Spain could decide within days or weeks to ask for a bailout for its troubled banking sector, making it the fourth eurozone country to seek help since the EU debt crisis erupted.
Deputy prime minister Soraya Saenz de Santamaria said the government would not act until it received a raft of reports on how much money Spain needed to save its banks from collapsing under the weight of soured property investments.
An International Monetary Fund report was released early today and two independent auditor surveys were due by June 21.
"Once the estimates of the numbers are known with regard to what the financial sector might need, the government will state its position," Ms Saenz de Santamaria said. "But in any case, I am telling you that no decision has been made either way."
She declined to say how much the sector, hit by the collapse of the country's property bubble, might need. Estimates of the cost of bailing out Spain's banks vary greatly, from 40 billion euros (£32.3 billion) to as much as 100 billion (£80.8 billion).
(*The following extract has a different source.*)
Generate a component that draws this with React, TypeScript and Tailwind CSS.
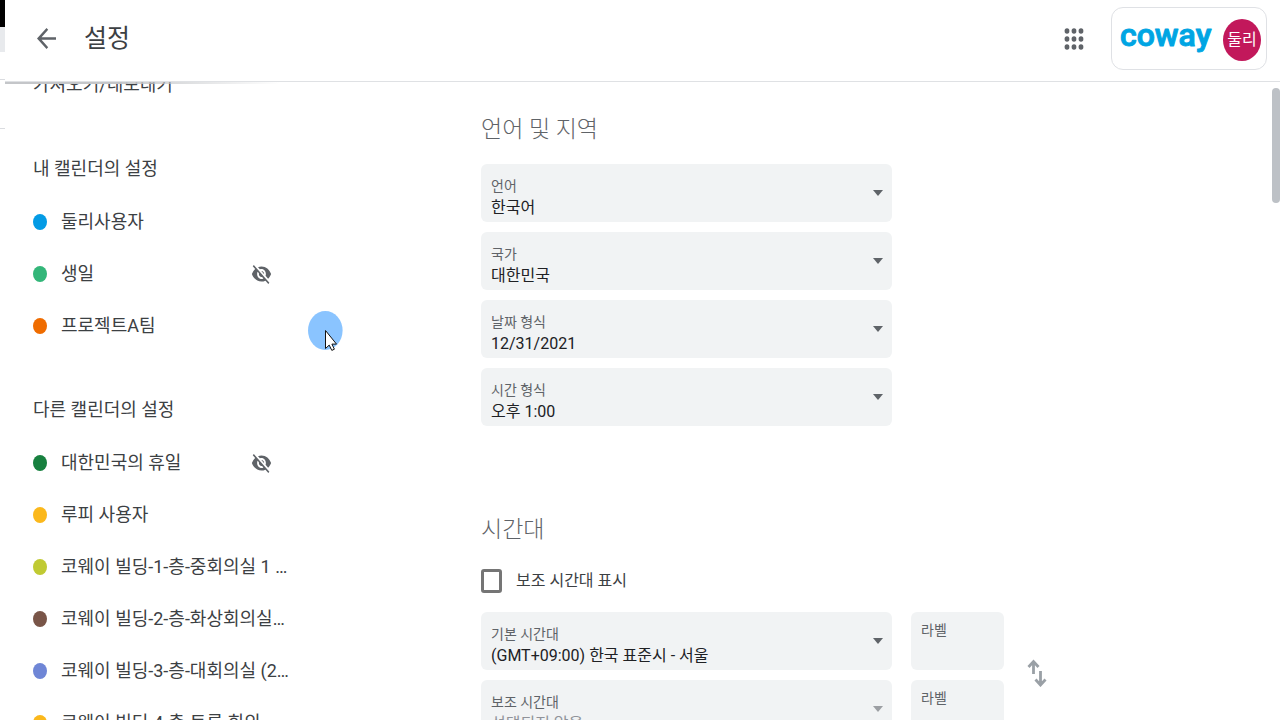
import { useId } from "react";
import { MdVisibilityOff } from "react-icons/md";
import clsx from "clsx";

type Calendar = { name: string; color: string; hidden?: boolean };

const MY_CALENDARS: Calendar[] = [
  { name: "둘리사용자", color: "bg-[#039be5]" },
  { name: "생일", color: "bg-[#33b679]", hidden: true },
  { name: "프로젝트A팀", color: "bg-[#ef6c00]" },
];

const OTHER_CALENDARS: Calendar[] = [
  { name: "대한민국의 휴일", color: "bg-[#17803f]", hidden: true },
  { name: "루피 사용자", color: "bg-[#fbb81c]" },
  { name: "코웨이 빌딩-1-층-중회의실 1 …", color: "bg-[#c0ca33]" },
  { name: "코웨이 빌딩-2-층-화상회의실…", color: "bg-[#795548]" },
  { name: "코웨이 빌딩-3-층-대회의실 (2…", color: "bg-[#6f86d6]" },
  { name: "코웨이 빌딩-4-층-토론 회의…", color: "bg-[#fbb81c]" },
];

function CalendarGroup({ title, items }: { title: string; items: Calendar[] }) {
  return (
    <section className="mt-8">
      <h2 className="mb-px flex h-[52px] items-center">{title}</h2>
      <ul>
        {items.map((item) => (
          <li key={item.name}>
            <a href="#" className="flex h-[52px] w-[239px] items-center gap-3.5 whitespace-nowrap">
              <span className={clsx("h-4 w-3.5 shrink-0 rounded-[50%]", item.color)} />
              <span className="flex-1">{item.name}</span>
              {item.hidden && (
                <MdVisibilityOff preserveAspectRatio="none" className="h-6 w-[21px] text-[#5f6368]" />
              )}
            </a>
          </li>
        ))}
      </ul>
    </section>
  );
}

function SelectField({ label, value, disabled }: { label: string; value: string; disabled?: boolean }) {
  const id = useId();
  return (
    <div className="relative h-[58px] rounded-md bg-[#f1f3f4] px-2.5 pt-3">
      <label htmlFor={id} className="block text-sm leading-5 text-[#5f6368]">
        {label}
      </label>
      <select
        id={id}
        disabled={disabled}
        className="block h-6 w-full appearance-none bg-transparent text-base leading-6 text-[#202124] disabled:text-[#90939a] disabled:opacity-100"
      >
        <option>{value}</option>
      </select>
      <svg
        viewBox="0 0 10 6"
        className={clsx(
          "pointer-events-none absolute top-[26px] right-[9px] h-1.5 w-2.5",
          disabled ? "fill-[#9c9fa3]" : "fill-[#5f6368]"
        )}
      >
        <path d="M0 0h10L5 6z" />
      </svg>
    </div>
  );
}

function LabelField() {
  const id = useId();
  return (
    <div className="h-[58px] rounded-md bg-[#f1f3f4] px-2.5 pt-2">
      <label htmlFor={id} className="block text-sm leading-5 text-[#5f6368]">
        라벨
      </label>
      <input id={id} type="text" className="block h-6 w-full bg-transparent text-base outline-none" />
    </div>
  );
}

function Header() {
  return (
    <header className="flex h-[82px] shrink-0 items-center border-b border-[#dfe1e4] pr-[13px] pb-1 pl-8">
      <button type="button" aria-label="뒤로">
        <svg viewBox="4 4 16 16" preserveAspectRatio="none" className="h-[21px] w-[19px] fill-[#5f6368]">
          <path d="M20 11H7.83l5.59-5.59L12 4l-8 8 8 8 1.41-1.41L7.83 13H20z" />
        </svg>
      </button>
      <h1 className="ml-7 text-[25px] leading-8 text-[#3c4043]">설정</h1>
      <button type="button" aria-label="앱" className="ml-auto">
        <svg viewBox="0 0 20 22" className="h-[22px] w-5 fill-[#5f6368]">
          {[3, 11, 19].map((y) =>
            [3, 10, 17].map((x) => <ellipse key={`${x}-${y}`} cx={x} cy={y} rx="2.4" ry="2.7" />)
          )}
        </svg>
      </button>
      <div className="ml-[27px] flex h-[63px] items-center rounded-xl border border-[#dfe1e5] pr-[5px] pl-2">
        <svg viewBox="0 0 93 40" className="h-10 w-[93px] overflow-visible" role="img" aria-label="coway">
          <text
            x="0"
            y="27"
            fontFamily="Roboto, sans-serif"
            fontSize="32"
            fontWeight="500"
            fill="#00a5e3"
            stroke="#00a5e3"
            strokeWidth="1"
            strokeLinejoin="round"
          >
            coway
          </text>
        </svg>
        <button
          type="button"
          className="mt-0.5 ml-2.5 h-[42px] w-[38px] rounded-[50%] bg-[#c2185b] text-base text-white"
        >
          둘리
        </button>
      </div>
    </header>
  );
}

function Pointer() {
  return (
    <div className="pointer-events-none absolute top-[311px] left-[308px]">
      <svg viewBox="0 0 35 42" className="h-[42px] w-[35px]">
        <ellipse cx="17.3" cy="19.5" rx="17.3" ry="19.5" fill="#8ac4ff" />
        <path
          d="M17.500 19.500v18l3.700-3.400 2.600 5.300 2.600-1.200-2.500-5.100h4.600z"
          fill="#fff"
          stroke="#111"
          strokeWidth="1"
        />
      </svg>
    </div>
  );
}

export default function App() {
  return (
    <div className="relative flex h-screen overflow-hidden bg-white font-['Roboto','Noto_Sans_CJK_KR',sans-serif] text-[#3c4043]">
      {/* sliver of the window behind */}
      <div className="w-[5px] shrink-0">
        <div className="h-[27px] bg-black" />
        <div className="h-[25px] bg-[#e8eaed]" />
        <div className="h-7 border-b border-[#dadce0]" />
        <div className="h-[49px] border-b border-[#dadce0]" />
      </div>

      <div className="flex min-w-0 flex-1 flex-col">
        <Header />
        <div className="relative flex min-h-0 flex-1 overflow-hidden">
          <div className="absolute top-0 left-0 h-0.5 w-[275px] bg-linear-to-r from-[#c4c6c9] from-40% to-transparent" />

          <nav className="-mt-[23px] w-[448px] shrink-0 pl-7 text-lg">
            <a href="#" className="flex h-[52px] items-center">
              가져오기/내보내기
            </a>
            <CalendarGroup title="내 캘린더의 설정" items={MY_CALENDARS} />
            <CalendarGroup title="다른 캘린더의 설정" items={OTHER_CALENDARS} />
          </nav>

          <main className="min-w-0 flex-1 pt-8 pl-7">
            <section>
              <h2 className="mb-[18px] text-[23px] leading-8 font-light text-[#5f6368]">언어 및 지역</h2>
              <div className="flex max-w-[411px] flex-col gap-2.5">
                <SelectField label="언어" value="한국어" />
                <SelectField label="국가" value="대한민국" />
                <SelectField label="날짜 형식" value="12/31/2021" />
                <SelectField label="시간 형식" value="오후 1:00" />
              </div>
            </section>

            <section className="mt-[88px]">
              <h2 className="mb-[18px] text-[23px] leading-8 font-light text-[#5f6368]">시간대</h2>
              <label className="mb-3.5 flex h-[34px] items-center gap-3.5 text-base">
                <input
                  type="checkbox"
                  className="h-6 w-[21px] appearance-none rounded-[3px] border-3 border-[#757575] checked:bg-[#1a73e8]"
                />
                보조 시간대 표시
              </label>
              <div className="flex items-center gap-[19px]">
                <div className="flex w-full max-w-[411px] flex-col gap-2.5">
                  <SelectField label="기본 시간대" value="(GMT+09:00) 한국 표준시 - 서울" />
                  <SelectField label="보조 시간대" value="선택되지 않음" disabled />
                </div>
                <div className="flex w-[93px] shrink-0 flex-col gap-2.5">
                  <LabelField />
                  <LabelField />
                </div>
                <button type="button" aria-label="시간대 바꾸기" className="mb-1 ml-1">
                  <svg
                    viewBox="0 0 20 28"
                    className="h-7 w-5 fill-none stroke-[#9aa0a6] stroke-[2.8]"
                  >
                    <path d="M6.500 15V3M1.500 8l5-5.500 5 5.500M13.500 12v13M8.500 20.500l5 5.500 5-5.500" />
                  </svg>
                </button>
              </div>
            </section>
          </main>

          <div className="mt-1.5 h-[115px] w-2 shrink-0 rounded-full bg-[#bdc1c6]" />
        </div>
      </div>

      <Pointer />
    </div>
  );
}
The IMF said it estimates that Spanish banks need at least a 40 billion-euro capital injection following a stress test it performed on the country's financial sector.
Commenting on reports that the 17 eurozone finance ministers will hold a conference call on Spain, Ms Saenz de Santamaria said "no meeting is planned" but would not confirm or deny whether some kind of communication would take place.
The Spanish government appears to have resigned itself to the fact that it needs a bailout with money pumped in from Europe to prop up its struggling banks, and cannot handle the job on its own. Prime minister Mariano Rajoy has moved on from firmly stating that "there will be no rescue of the Spanish banking sector" 10 days ago to avoiding ruling out seeking external help for the banking sector of the eurozone's fourth largest economy.
Spain has been criticised for being too slow to set out a road map to resolve its problem. European business leaders and analysts have stressed that Spain must find a solution quickly so that it is not caught up in any market turmoil sparked by the Greek elections on June 17.
Spain's economy is in a terrible condition. It is in its second recession in three years, unemployment is nearly 25% and there is little hope for improvement this year. Mr Rajoy's government has imposed a wave of austerity measures since he took office in December that have raised taxes, made it cheaper to hire and fire workers and cut government funding for education and health care.